### Stated problem
Copy the data exactly as it appears, and do not include any pictures.

### Information shown
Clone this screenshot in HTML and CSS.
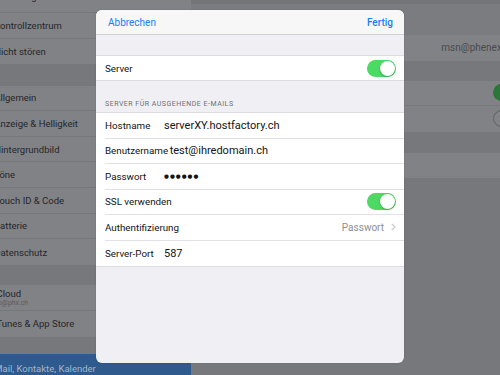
FILE: index.html
```html
<!DOCTYPE html>
<html>
<head>
<meta charset="utf-8">
<link rel="stylesheet" href="styles.css">
</head>
<body>
<div class="screen">
  <aside class="sidebar">
    <div class="cell cut">Mitteilungen</div>
    <div class="cell">Kontrollzentrum</div>
    <div class="cell last">Nicht stören</div>
    <div class="gap gap-a"></div>
    <div class="cell">Allgemein</div>
    <div class="cell">Anzeige &amp; Helligkeit</div>
    <div class="cell">Hintergrundbild</div>
    <div class="cell">Töne</div>
    <div class="cell">Touch ID &amp; Code</div>
    <div class="cell">Batterie</div>
    <div class="cell last">Datenschutz</div>
    <div class="gap gap-b"></div>
    <div class="cell two"><span>iCloud</span><span class="sub">info@phx.ch</span></div>
    <div class="cell last">iTunes &amp; App Store</div>
    <div class="gap gap-c"></div>
    <div class="cell selected">Mail, Kontakte, Kalender</div>
  </aside>
  <main class="detail">
    <div class="dtop"></div>
    <div class="drow"><span class="dval">msn@phenex.ch</span></div>
    <div class="dgap"></div>
    <div class="drow sep"><span class="dtoggle on"><span class="dknob"></span></span></div>
    <div class="drow"><span class="dtoggle off"><span class="dknob"></span></span></div>
    <div class="dgap2"></div>
    <div class="drow"></div>
  </main>
</div>

<div class="modal">
  <header class="mhead">
    <span class="mbtn">Abbrechen</span>
    <span class="mbtn strong">Fertig</span>
  </header>
  <div class="mspace"></div>
  <div class="group">
    <div class="row server">
      <span class="lbl">Server</span>
      <span class="toggle"><span class="knob"></span></span>
    </div>
  </div>
  <div class="shead">SERVER FÜR AUSGEHENDE E-MAILS</div>
  <div class="group">
    <div class="row"><span class="lbl">Hostname</span><span class="val">serverXY.hostfactory.ch</span></div>
    <div class="row"><span class="lbl">Benutzername</span><span class="val">test@ihredomain.ch</span></div>
    <div class="row"><span class="lbl">Passwort</span><span class="dots">●●●●●●</span></div>
    <div class="row"><span class="lbl">SSL verwenden</span><span class="toggle"><span class="knob"></span></span></div>
    <div class="row"><span class="lbl">Authentifizierung</span><span class="detailval">Passwort<svg class="chev" width="5" height="8" viewBox="0 0 5 8"><path d="M0.8 0.8 L4 4 L0.8 7.2" fill="none" stroke="#c4c4c9" stroke-width="1.1"/></svg></span></div>
    <div class="row"><span class="lbl">Server-Port</span><span class="val">587</span></div>
  </div>
</div>
</body>
</html>
```
FILE: styles.css
```css
* { box-sizing: border-box; }

body {
  margin: 0;
  width: 500px;
  height: 375px;
  overflow: hidden;
  position: relative;
  background: #77787b;
  font-family: Roboto, "Noto Sans", sans-serif;
}

.screen {
  display: flex;
  height: 375px;
  overflow: hidden;
}

/* ---------- dimmed sidebar ---------- */
.sidebar {
  flex: none;
  width: 197px;
  margin-left: -5.8px;
  margin-top: -12.6px;
  display: flex;
  flex-direction: column;
  background: #77787b;
}

.cell {
  height: 25.6px;
  flex: none;
  display: flex;
  align-items: center;
  background: #818286;
  border-bottom: 1px solid #76777b;
  font-size: 9.5px;
  color: #262628;
  white-space: nowrap;
}

.cell.cut { padding-bottom: 6px; }

.cell.last { border-bottom: none; }

.cell.two {
  flex-direction: column;
  align-items: flex-start;
  justify-content: center;
  line-height: 10px;
}

.sub {
  font-size: 6.8px;
  line-height: 8px;
  color: #595a5d;
  margin-left: -4px;
}

.gap { flex: none; }
.gap-a { height: 21.5px; }
.gap-b { height: 20.5px; }
.gap-c { height: 17.5px; }

.cell.selected {
  height: 40px;
  background: #2e5a8d;
  color: #a5b4c9;
  border: none;
  align-items: flex-start;
  padding-top: 9px;
}

/* ---------- dimmed detail ---------- */
.detail {
  flex: 1;
  display: flex;
  flex-direction: column;
  overflow: hidden;
  background: #77787b;
}

.dtop {
  height: 35px;
  flex: none;
  background: #7b7c80;
  border-top: 4px solid #747579;
}

.drow {
  height: 25.5px;
  flex: none;
  display: flex;
  align-items: center;
  background: #818286;
  padding-left: 302px;
}

.drow.sep { border-bottom: 1px solid #77787b; }

.dval {
  margin-left: -52px;
  font-size: 10px;
  color: #4a4b4e;
  white-space: nowrap;
}

.dgap { height: 20px; flex: none; }
.dgap2 { height: 21px; flex: none; }

.dtoggle {
  flex: none;
  width: 29px;
  height: 17px;
  border-radius: 9px;
  display: flex;
  align-items: center;
  padding: 1px;
}

.dtoggle.on { background: #297838; justify-content: flex-end; }
.dtoggle.off { background: #808185; border: 1px solid #6a6b6e; justify-content: flex-start; padding: 0; }

.dknob {
  width: 15px;
  height: 15px;
  border-radius: 50%;
  background: #828387;
  box-shadow: 0 0 1px rgba(0,0,0,0.4);
}

/* ---------- modal ---------- */
.modal {
  position: absolute;
  left: 96px;
  top: 10px;
  width: 308px;
  height: 353px;
  border-radius: 6px;
  overflow: hidden;
  background: #efeff4;
  display: flex;
  flex-direction: column;
  box-shadow: 0 0 2px rgba(0,0,0,0.12);
}

.mhead {
  height: 25px;
  flex: none;
  display: flex;
  align-items: center;
  justify-content: space-between;
  padding: 0 11px 0 12px;
  background: #f7f7f8;
  border-bottom: 1px solid #d0d0d5;
}

.mbtn {
  font-size: 10px;
  color: #1a7df6;
}

.mbtn.strong { font-weight: 500; }

.mspace { height: 20px; flex: none; }

.group {
  flex: none;
  background: #ffffff;
  border-top: 1px solid #dcdce0;
  border-bottom: 1px solid #dcdce0;
}

.row {
  height: 25.5px;
  margin-left: 9px;
  padding-right: 8px;
  display: flex;
  align-items: center;
  border-bottom: 1px solid #e2e2e6;
}

.row:last-child { border-bottom: none; }

.row.server {
  height: 24px;
  justify-content: space-between;
}

.lbl {
  min-width: 57.5px;
  margin-right: 1.5px;
  font-size: 9.8px;
  color: #141414;
  white-space: nowrap;
}

.val {
  font-size: 11px;
  color: #141414;
  white-space: nowrap;
}

.dots {
  font-family: "DejaVu Sans", sans-serif;
  font-size: 5.6px;
  letter-spacing: 1px;
  color: #141414;
}

.toggle {
  margin-left: auto;
  flex: none;
  width: 29px;
  height: 17px;
  border-radius: 9px;
  background: #4cd964;
  display: flex;
  align-items: center;
  justify-content: flex-end;
  padding: 1px;
}

.knob {
  width: 15px;
  height: 15px;
  border-radius: 50%;
  background: #ffffff;
  box-shadow: 0 1px 2px rgba(0,0,0,0.25), 0 0 0 0.5px rgba(0,0,0,0.06);
}

.detailval {
  margin-left: auto;
  display: flex;
  align-items: center;
  gap: 7px;
  font-size: 10px;
  color: #8e8e93;
}

.chev { display: block; }

.shead {
  height: 31px;
  flex: none;
  display: flex;
  align-items: flex-end;
  padding: 0 0 4px 9px;
  font-size: 7px;
  letter-spacing: 0.5px;
  color: #707075;
}
```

### Answer to the problem
Clone this screenshot in HTML and CSS.
FILE: index.html
```html
<!DOCTYPE html>
<html>
<head>
<meta charset="utf-8">
<link rel="stylesheet" href="styles.css">
</head>
<body>
<div class="screen">
  <aside class="sidebar">
    <div class="cell cut">Mitteilungen</div>
    <div class="cell">Kontrollzentrum</div>
    <div class="cell last">Nicht stören</div>
    <div class="gap gap-a"></div>
    <div class="cell">Allgemein</div>
    <div class="cell">Anzeige &amp; Helligkeit</div>
    <div class="cell">Hintergrundbild</div>
    <div class="cell">Töne</div>
    <div class="cell">Touch ID &amp; Code</div>
    <div class="cell">Batterie</div>
    <div class="cell last">Datenschutz</div>
    <div class="gap gap-b"></div>
    <div class="cell two"><span>iCloud</span><span class="sub">info@phx.ch</span></div>
    <div class="cell last">iTunes &amp; App Store</div>
    <div class="gap gap-c"></div>
    <div class="cell selected">Mail, Kontakte, Kalender</div>
  </aside>
  <main class="detail">
    <div class="dtop"></div>
    <div class="drow"><span class="dval">msn@phenex.ch</span></div>
    <div class="dgap"></div>
    <div class="drow sep"><span class="dtoggle on"><span class="dknob"></span></span></div>
    <div class="drow"><span class="dtoggle off"><span class="dknob"></span></span></div>
    <div class="dgap2"></div>
    <div class="drow"></div>
  </main>
</div>

<div class="modal">
  <header class="mhead">
    <span class="mbtn">Abbrechen</span>
    <span class="mbtn strong">Fertig</span>
  </header>
  <div class="mspace"></div>
  <div class="group">
    <div class="row server">
      <span class="lbl">Server</span>
      <span class="toggle"><span class="knob"></span></span>
    </div>
  </div>
  <div class="shead">SERVER FÜR AUSGEHENDE E-MAILS</div>
  <div class="group">
    <div class="row"><span class="lbl">Hostname</span><span class="val">serverXY.hostfactory.ch</span></div>
    <div class="row"><span class="lbl">Benutzername</span><span class="val">test@ihredomain.ch</span></div>
    <div class="row"><span class="lbl">Passwort</span><span class="dots">●●●●●●</span></div>
    <div class="row"><span class="lbl">SSL verwenden</span><span class="toggle"><span class="knob"></span></span></div>
    <div class="row"><span class="lbl">Authentifizierung</span><span class="detailval">Passwort<svg class="chev" width="5" height="8" viewBox="0 0 5 8"><path d="M0.8 0.8 L4 4 L0.8 7.2" fill="none" stroke="#c4c4c9" stroke-width="1.1"/></svg></span></div>
    <div class="row"><span class="lbl">Server-Port</span><span class="val">587</span></div>
  </div>
</div>
</body>
</html>
```
FILE: styles.css
```css
* { box-sizing: border-box; }

body {
  margin: 0;
  width: 500px;
  height: 375px;
  overflow: hidden;
  position: relative;
  background: #77787b;
  font-family: Roboto, "Noto Sans", sans-serif;
}

.screen {
  display: flex;
  height: 375px;
  overflow: hidden;
}

/* ---------- dimmed sidebar ---------- */
.sidebar {
  flex: none;
  width: 197px;
  margin-left: -5.8px;
  margin-top: -12.6px;
  display: flex;
  flex-direction: column;
  background: #77787b;
}

.cell {
  height: 25.6px;
  flex: none;
  display: flex;
  align-items: center;
  background: #818286;
  border-bottom: 1px solid #76777b;
  font-size: 9.5px;
  color: #262628;
  white-space: nowrap;
}

.cell.cut { padding-bottom: 6px; }

.cell.last { border-bottom: none; }

.cell.two {
  flex-direction: column;
  align-items: flex-start;
  justify-content: center;
  line-height: 10px;
}

.sub {
  font-size: 6.8px;
  line-height: 8px;
  color: #595a5d;
  margin-left: -4px;
}

.gap { flex: none; }
.gap-a { height: 21.5px; }
.gap-b { height: 20.5px; }
.gap-c { height: 17.5px; }

.cell.selected {
  height: 40px;
  background: #2e5a8d;
  color: #a5b4c9;
  border: none;
  align-items: flex-start;
  padding-top: 9px;
}

/* ---------- dimmed detail ---------- */
.detail {
  flex: 1;
  display: flex;
  flex-direction: column;
  overflow: hidden;
  background: #77787b;
}

.dtop {
  height: 35px;
  flex: none;
  background: #7b7c80;
  border-top: 4px solid #747579;
}

.drow {
  height: 25.5px;
  flex: none;
  display: flex;
  align-items: center;
  background: #818286;
  padding-left: 302px;
}

.drow.sep { border-bottom: 1px solid #77787b; }

.dval {
  margin-left: -52px;
  font-size: 10px;
  color: #4a4b4e;
  white-space: nowrap;
}

.dgap { height: 20px; flex: none; }
.dgap2 { height: 21px; flex: none; }

.dtoggle {
  flex: none;
  width: 29px;
  height: 17px;
  border-radius: 9px;
  display: flex;
  align-items: center;
  padding: 1px;
}

.dtoggle.on { background: #297838; justify-content: flex-end; }
.dtoggle.off { background: #808185; border: 1px solid #6a6b6e; justify-content: flex-start; padding: 0; }

.dknob {
  width: 15px;
  height: 15px;
  border-radius: 50%;
  background: #828387;
  box-shadow: 0 0 1px rgba(0,0,0,0.4);
}

/* ---------- modal ---------- */
.modal {
  position: absolute;
  left: 96px;
  top: 10px;
  width: 308px;
  height: 353px;
  border-radius: 6px;
  overflow: hidden;
  background: #efeff4;
  display: flex;
  flex-direction: column;
  box-shadow: 0 0 2px rgba(0,0,0,0.12);
}

.mhead {
  height: 25px;
  flex: none;
  display: flex;
  align-items: center;
  justify-content: space-between;
  padding: 0 11px 0 12px;
  background: #f7f7f8;
  border-bottom: 1px solid #d0d0d5;
}

.mbtn {
  font-size: 10px;
  color: #1a7df6;
}

.mbtn.strong { font-weight: 500; }

.mspace { height: 20px; flex: none; }

.group {
  flex: none;
  background: #ffffff;
  border-top: 1px solid #dcdce0;
  border-bottom: 1px solid #dcdce0;
}

.row {
  height: 25.5px;
  margin-left: 9px;
  padding-right: 8px;
  display: flex;
  align-items: center;
  border-bottom: 1px solid #e2e2e6;
}

.row:last-child { border-bottom: none; }

.row.server {
  height: 24px;
  justify-content: space-between;
}

.lbl {
  min-width: 57.5px;
  margin-right: 1.5px;
  font-size: 9.8px;
  color: #141414;
  white-space: nowrap;
}

.val {
  font-size: 11px;
  color: #141414;
  white-space: nowrap;
}

.dots {
  font-family: "DejaVu Sans", sans-serif;
  font-size: 5.6px;
  letter-spacing: 1px;
  color: #141414;
}

.toggle {
  margin-left: auto;
  flex: none;
  width: 29px;
  height: 17px;
  border-radius: 9px;
  background: #4cd964;
  display: flex;
  align-items: center;
  justify-content: flex-end;
  padding: 1px;
}

.knob {
  width: 15px;
  height: 15px;
  border-radius: 50%;
  background: #ffffff;
  box-shadow: 0 1px 2px rgba(0,0,0,0.25), 0 0 0 0.5px rgba(0,0,0,0.06);
}

.detailval {
  margin-left: auto;
  display: flex;
  align-items: center;
  gap: 7px;
  font-size: 10px;
  color: #8e8e93;
}

.chev { display: block; }

.shead {
  height: 31px;
  flex: none;
  display: flex;
  align-items: flex-end;
  padding: 0 0 4px 9px;
  font-size: 7px;
  letter-spacing: 0.5px;
  color: #707075;
}
```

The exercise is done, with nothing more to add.